There was applause and whistling, and there were also boos and walkouts at the press screening, and so Luca Guadagnino’s “Suspiria” premiered at the Venice Film Festival to the exact kind of reaction you’d expect a 2.5 hour brutal, gory, slow-burn arthouse horror title would get. That includes the actual premiere itself where it received an eight-minute standing ovation.

Reviews seem to be similarly split – wildly divisive with some labelling it a masterpiece, others calling it a self-serious bore. All say this new take on Dario Argento’s 1977 supernatural classic is completely different to Argento’s garishly excessive and neon-soaked fever dream original, and many are labelling it “this year’s Mother” in terms of the likely reactions.
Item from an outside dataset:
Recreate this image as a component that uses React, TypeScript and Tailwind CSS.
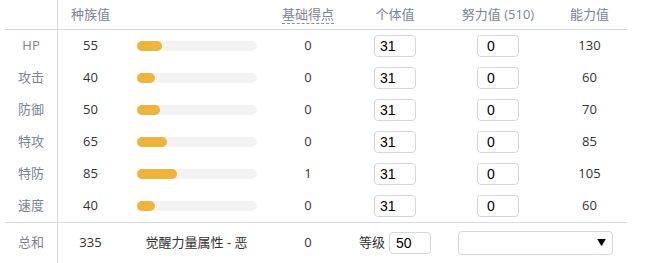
import React from "react"

const stats = [
  { label: "HP", base: 55, ev: 0, value: 130 },
  { label: "攻击", base: 40, ev: 0, value: 60 },
  { label: "防御", base: 50, ev: 0, value: 70 },
  { label: "特攻", base: 65, ev: 0, value: 85 },
  { label: "特防", base: 85, ev: 1, value: 105 },
  { label: "速度", base: 40, ev: 0, value: 60 },
]

const cols = "grid grid-cols-[53px_65px_147px_76px_98px_108px_75px]"
const input =
  "h-[22px] w-[42px] rounded-[4px] border border-[#d3d6de] bg-white text-[14px] text-black outline-none font-['Liberation_Sans',Arial,sans-serif]"

export default function App() {
  return (
    <div className="h-[263px] w-[650px] bg-white font-['Open_Sans','Noto_Sans_CJK_SC',sans-serif] text-[13px] text-[#333]">
      <div className="ml-[5px] w-[622px]">
        {/* Header */}
        <div className={`${cols} h-[30px] items-center border-b border-[#d8dae2] text-[#7d8292]`}>
          <div className="h-full border-r border-[#d8dae2]" />
          <div className="text-center">种族值</div>
          <div />
          <div className="flex justify-center">
            <span className="border-b border-dashed border-[#8a8f9d] leading-[17px]">基础得点</span>
          </div>
          <div className="text-center">个体值</div>
          <div className="text-center">努力值 (510)</div>
          <div className="text-center">能力值</div>
        </div>

        {/* Stat rows */}
        <div className="border-b border-[#d8dae2]">
          {stats.map((s) => (
            <div key={s.label} className={`${cols} h-[32px] items-center`}>
              <div className="flex h-full items-center justify-center border-r border-[#d8dae2] text-[#7d8292]">
                {s.label}
              </div>
              <div className="text-center">{s.base}</div>
              <div className="flex justify-center">
                <div className="h-[10px] w-[120px] rounded-full bg-[#f3f3f3]">
                  <div
                    className="h-full rounded-full bg-[#f0b43c]"
                    style={{ width: `${(s.base / 255) * 120}px` }}
                  />
                </div>
              </div>
              <div className="text-center">{s.ev}</div>
              <div className="flex justify-center">
                <input className={`${input} pl-[5px]`} defaultValue="31" />
              </div>
              <div className="flex justify-center">
                <input className={`${input} pl-[9px]`} defaultValue="0" />
              </div>
              <div className="text-center">{s.value}</div>
            </div>
          ))}
        </div>

        {/* Total row */}
        <div className={`${cols} h-[40px] items-center`}>
          <div className="flex h-full items-center justify-center border-r border-[#d8dae2] text-[#7d8292]">
            总和
          </div>
          <div className="text-center">335</div>
          <div className="text-center">觉醒力量属性 - 恶</div>
          <div className="text-center">0</div>
          <div className="flex items-center justify-center gap-[4px]">
            <span>等级</span>
            <input className={`${input} pl-[6px]`} defaultValue="50" />
          </div>
          <div className="col-span-2 flex justify-center">
            <div className="flex h-[24px] w-[155px] items-center justify-end rounded-[4px] border border-[#d3d6de] pr-[6px] text-[9px] text-black">
              ▼
            </div>
          </div>
        </div>
      </div>
    </div>
  )
}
Here’s a sampling of reviews:

“‘Suspiria’ is that rarity, an extreme horror movie made by a deeply serious maestro of a director. Yet considering that it’s a remake of one of the most lavishly nutty baroque-schlock horror films of its era, you’d think Guadagnino might have wanted to lighten up. But no… The new “Suspiria” has more than touch of [Rainer Werner] Fassbinder’s astringent dryness and rigor, and a little of that goes a long way. The movie, while absorbingly crafted, is two-and-a-half hours of solemn slow-burn mystery. “Suspiria” has the virtues, but also the limits, of a lavishly cerebral high-end horror film. It holds your attention, and creeps you out at times, but it’s not scary, and it’s not really – dare I say it? – fun.” – Owen Gleiberman, Variety

“There are smart moments of fear and subliminal shivers of disquiet, the dance sequences are good and of course Guadagnino could never be anything other than an intelligent film-maker. But this is a weirdly passionless film. The spark of pure diabolical craziness of Argento has gone, together with his brash streak of black comedy, and in its place is something determinedly upscale and upper-middlebrow, with indigestible new layers of historical meaning added.” – Peter Bradshaw, The Guardian

“I love Luca Guadagnino’s grotesque, political, radically feminine interpretation… What Luca does, and frankly, what Suspiria deserves, is to turn the tale of a coven of witches who lord over an unholy dance academy in Berlin inside out. What was a pretty goal-oriented game of “escape the old crones” becomes something more impressionistic about the absurd violence of being a woman… Suspiria is a gorgeous, hideous, uncompromising film, and while it seeks to do many things, settling our minds about the brutality of the past and human nature is not one of them.” – Emily Yoshida, Vulture

“Almost certain to be the most polarizing film since ‘mother!’ split audiences between rapture and embarrassment last fall, Guadagnino’s radical new take is less a remake of the original than it is an estranged sibling. As grim and severe as Argento’s film was ecstatic and harlequin, this ‘Suspiria’ offers a richer, more explicit interpretation – [this] wicked opus ultimately cares more about the scars it leaves behind than it does the violence that caused them, or might cut them open again.” – David Ehrlich, Indiewire

“Luca Guadagnino’s elaborate Suspiria remake is a head-scratcher. The Amazon release is bound to be polarizing, with some genre aficionados sure to respond to its respect for the source material while others will bemoan the relative meagerness of its fright factor. The movie, as expected, is exquisitely crafted and rich in atmosphere. [Screenwriter] David Kajganich mined this vein far more effectively in the terrific debut season of AMC’s horror anthology series ‘The Terror’…It’s all quite aesthetically striking and yet the new Suspiria remains distancing, often borderline inert, not to mention only marginally more coherent than the original version.” – David Rooney, THR

“This new Suspiria is bland, grisly, boring and silly. There is nothing poetic or erotic about it. It’s not the fault of the actors…Guadagnino is tripped up by his own ambitions. He has made the plot and the setting insanely complicated. Even if Suspiria is at times unpleasantly grim, it’s not exactly scary.” – Stephanie Zacharek, Time

“Suspiria” opens in limited release on October 26th before going wide a week later.